Among the multiple divisions utilised for various purposes by the kings' administrators, généralités emerged gradually from the 14th to the 16th centuries. Initially fiscal, their role steadily increased to become by the late 17th century — under the authority of an intendant (reporting to the Controller-General of Finances) — the very framework of royal administration and centralisation.

==History==
Before the 14th century, oversight of the collection of royal taxes fell generally to the baillis and sénéchaux in their circumscriptions. Reforms in the 14th and 15th centuries saw France's royal financial administration run by two financial boards which worked in a collegial manner: the four généraux des finances (also called général conseiller or receveur général ) oversaw the collection of taxes (taille, aides, gabelle, etc.) and the four trésoriers de France (treasurers) oversaw revenues from royal lands (the domaine royal). Together they were often referred to as messieurs des finances. The four members of each board were divided by geographical circumscriptions (although the term généralité is not found before the end of the 15th century); the areas were named Languedoïl (center and southwest of the country), Languedoc (Languedoc, Lyonnais, Forez, Beaujolais), Outre-Seine-et-Yonne (Île-de-France, Champagne), and Normandy (the latter was created in 1449; the other three were created earlier), with the directors of the Languedoïl region typically having an honorific preeminence. By 1484, the number of généralités had increased to six.

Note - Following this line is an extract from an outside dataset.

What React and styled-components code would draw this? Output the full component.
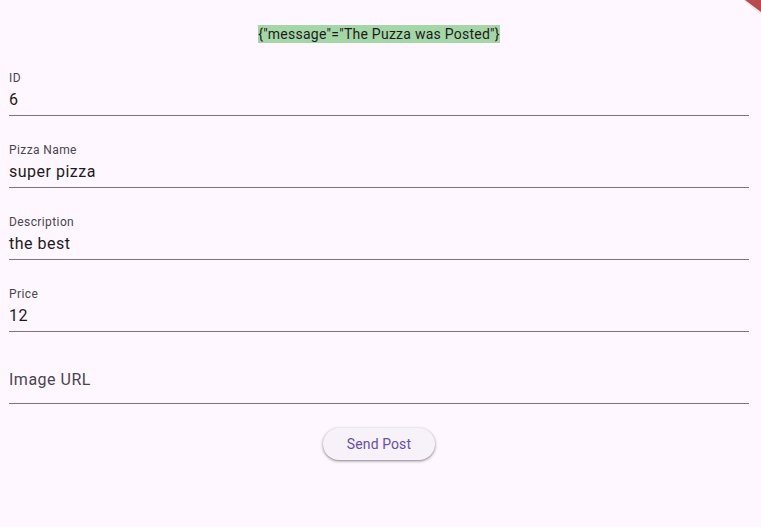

In the 16th century, the kings of France, in an effort to exert a more direct control over royal finances and to circumvent the double-board (accused of poor oversight), instituted numerous administrative reforms, including the restructuring of the financial administration and an increase in the number of généralités. On December 7, 1542, by edict of Francis I, France was divided into sixteen généralités. The number increased to twenty-one at the end of the 16th century, and to thirty-six by the time of the French Revolution. The last two were created in 1784.

The administration of the généralités of the early modern period went through a variety of reforms. In 1577 Henry III established five treasurers (trésoriers généraux) in each généralité who would form a bureau of finances. In the 17th century, oversight of the généralités was subsumed by the "intendants of finance, justice and police", and the expression généralité and intendance became roughly synonymous.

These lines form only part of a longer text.